I have an important point for you and feel free to verify it for yourself.  All the talk you read about putting magnets inside coils and adding external biasing magnets to pulse motors or putting magnets inside transformers is not going to give you anything extra.  it may be that adding an extra magnet to a pulse motor will give you better performance, but it won't be for the reasons that people think.  There is a perception that adding a magnet inside a coil may give it an extra "kick."

The reason this is a futile endeavour is deceptively simple:  Coils only respond to changing magnetic fields.  When you have a magnet in the presence of a coil that is static and not moving, then the magnet "disappears" from the viewpoint of the coil.  So all non-moving magnets in pulse motor or transformer or related experiments are simply "not there," they are invisible to the operation of the circuit.

To many this seems counter-intuitive, but that's the way Mother Nature works!

MileHigh

I'm referring more to a polarizing field, not so much putting magnets on cores. I did say I have no evidence, it's just a thought. I might experiment with it.
Mainly I was explaining why I think nothing extra can come from normal coil operations.

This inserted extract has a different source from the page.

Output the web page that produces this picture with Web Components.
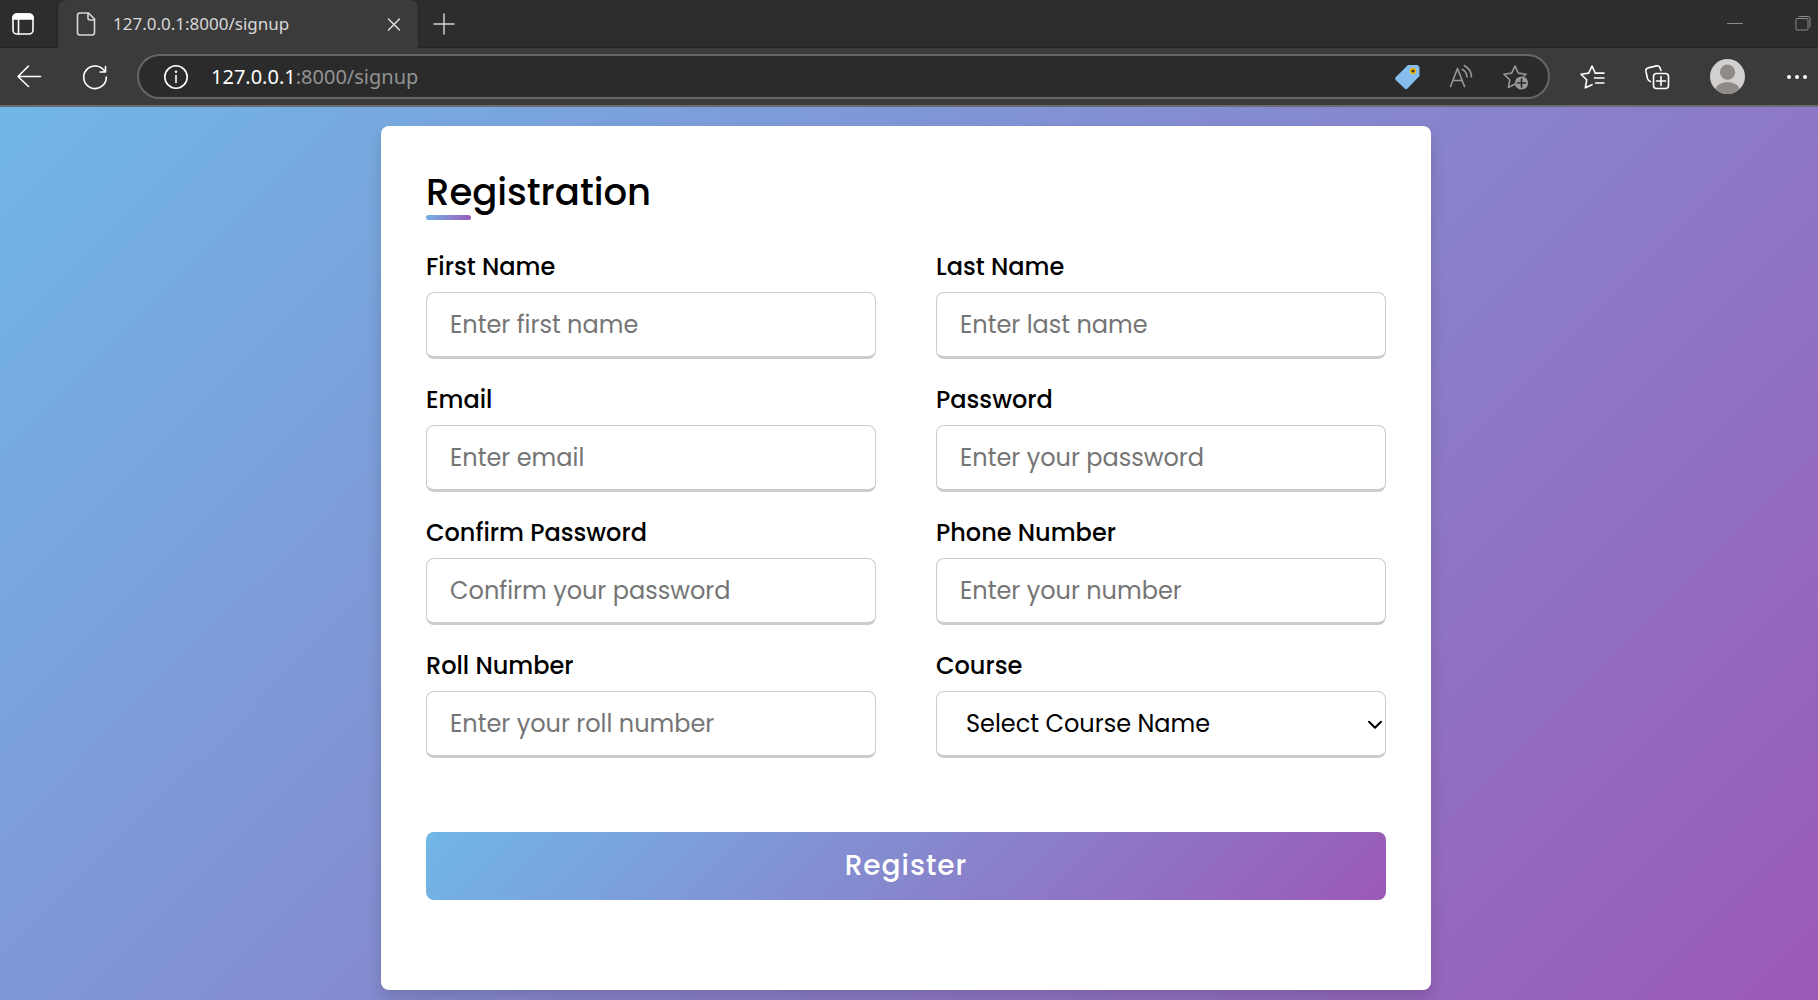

It's already been shown that what seems like the way mother nature works to you is not always the case. eg. the bifilar winding (B) discharging the energy from a magnetic field created by winding (A). This is a simple concept but you could not see it ?

My reply was post 1190, some before and some after. I get it and have for some time. Just because we don't  talk the same lingo as you doesn't mean we know nothing.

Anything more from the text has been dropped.